** START DATA **
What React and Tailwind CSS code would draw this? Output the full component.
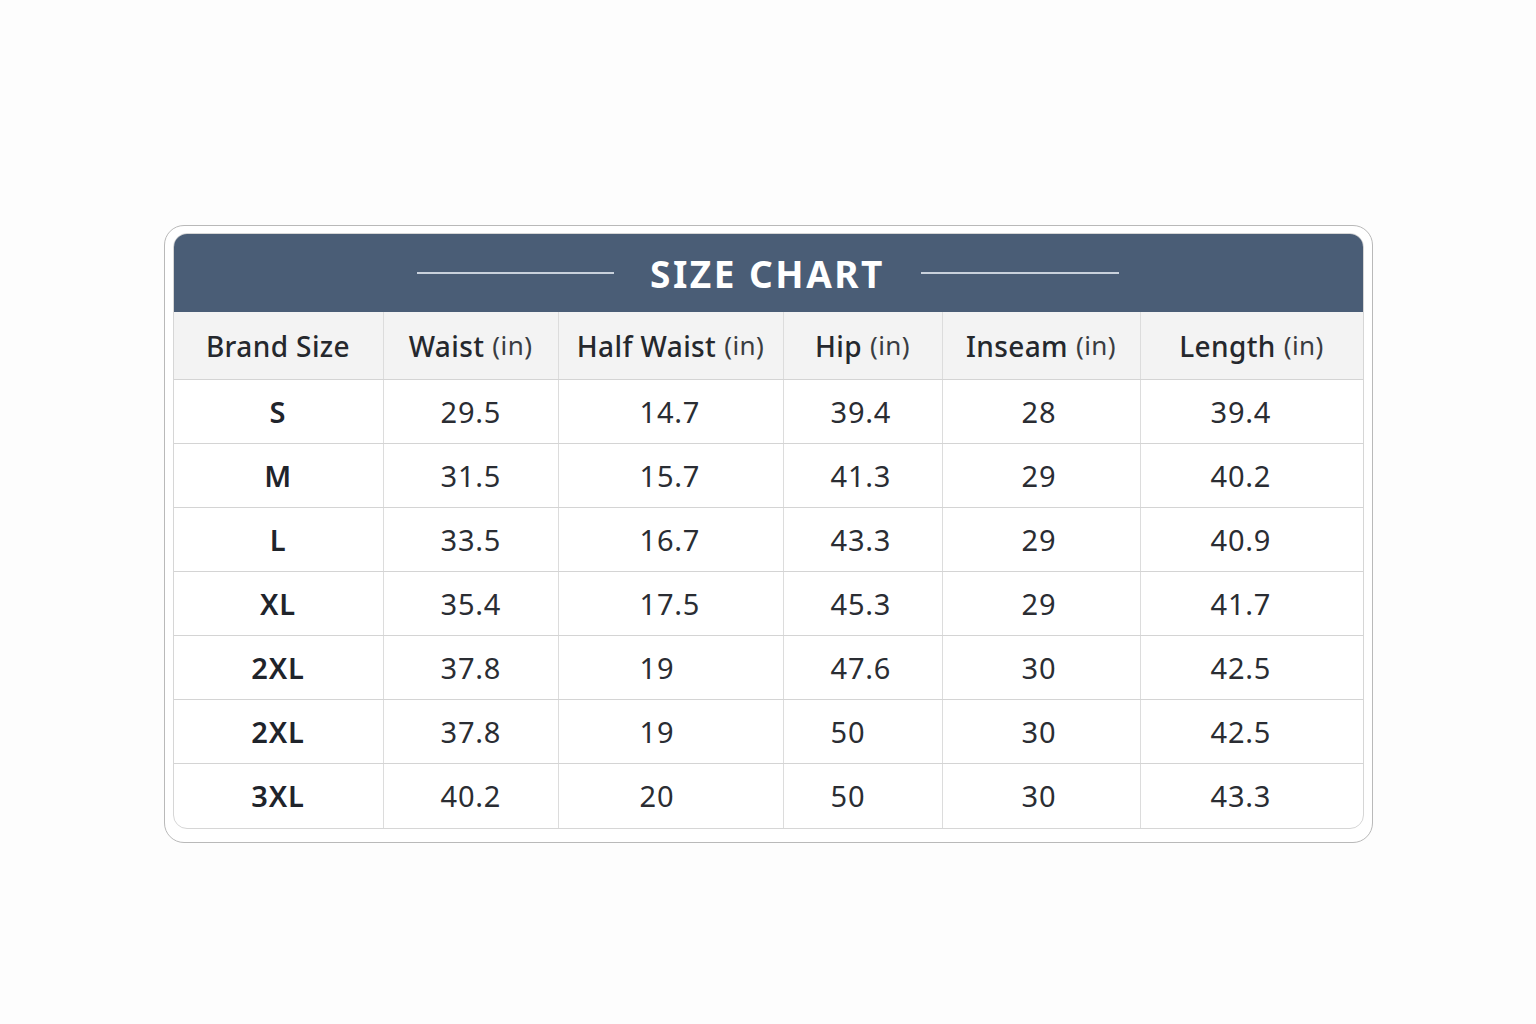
import React from 'react';

const columns = [
  { label: 'Brand Size', unit: '', pad: '' },
  { label: 'Waist', unit: '(in)', pad: 'pl-[57px]' },
  { label: 'Half Waist', unit: '(in)', pad: 'pl-[81px]' },
  { label: 'Hip', unit: '(in)', pad: 'pl-[47px]' },
  { label: 'Inseam', unit: '(in)', pad: 'pl-[79px]' },
  { label: 'Length', unit: '(in)', pad: 'pl-[70px]' },
];

const rows = [
  ['S', '29.5', '14.7', '39.4', '28', '39.4'],
  ['M', '31.5', '15.7', '41.3', '29', '40.2'],
  ['L', '33.5', '16.7', '43.3', '29', '40.9'],
  ['XL', '35.4', '17.5', '45.3', '29', '41.7'],
  ['2XL', '37.8', '19', '47.6', '30', '42.5'],
  ['2XL', '37.8', '19', '50', '30', '42.5'],
  ['3XL', '40.2', '20', '50', '30', '43.3'],
];

const grid = 'grid grid-cols-[210px_175px_225px_159px_198px_222px]';

export default function App() {
  return (
    <div className="min-h-screen w-full bg-[#fdfdfd] flex justify-center pt-[225px] font-['Noto_Sans',sans-serif] text-[#262a30]">
      <div className="w-[1209px] h-[618px] rounded-[20px] border border-[#b9b9b9] bg-white px-[8px] pt-[7px]">
        <div className="rounded-[14px] border border-[#d6d6d6] overflow-hidden bg-white">
          {/* title bar */}
          <div className="h-[78px] bg-[#4a5d76] flex items-center justify-center gap-[36px]">
            <div className="w-[197px] h-[1.5px] bg-[#c9d1dc]" />
            <h1 className="text-[37px] font-bold text-white tracking-[2.5px] leading-none">SIZE CHART</h1>
            <div className="w-[198px] h-[1.5px] bg-[#c9d1dc]" />
          </div>

          {/* column headers */}
          <div className={`${grid} h-[68px] bg-[#f3f3f3] border-b border-[#d4d4d4]`}>
            {columns.map((c, i) => (
              <div
                key={i}
                className={`flex items-center justify-center text-[28px] tracking-[0.4px] ${i < 5 ? 'border-r border-[#dcdcdc]' : ''}`}
              >
                <span className="font-medium text-[#25282d]">{c.label}</span>
                {c.unit && <span className="ml-[8px] font-normal text-[26px] text-[#3a3d42]">{c.unit}</span>}
              </div>
            ))}
          </div>

          {/* data rows */}
          {rows.map((r, ri) => (
            <div
              key={ri}
              className={`${grid} h-[64px] ${ri < rows.length - 1 ? 'border-b border-[#d4d4d4]' : ''}`}
            >
              {r.map((v, ci) => (
                <div
                  key={ci}
                  className={`flex items-center text-[29px] tracking-[0.8px] ${ci < 5 ? 'border-r border-[#dcdcdc]' : ''} ${
                    ci === 0 ? 'justify-center font-semibold text-[#1f242b]' : `${columns[ci].pad} font-normal text-[#2a2d33]`
                  }`}
                >
                  {v}
                </div>
              ))}
            </div>
          ))}
        </div>
      </div>
    </div>
  );
}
** END DATA **
# [WHAT NEEDS TO BE DONE]
Looking at the data above, show all lines where the word "full" occurs.

# [WRITTEN SOLUTION]
What React and Tailwind CSS code would draw this? Output the full component.
    <div className="min-h-screen w-full bg-[#fdfdfd] flex justify-center pt-[225px] font-['Noto_Sans',sans-serif] text-[#262a30]">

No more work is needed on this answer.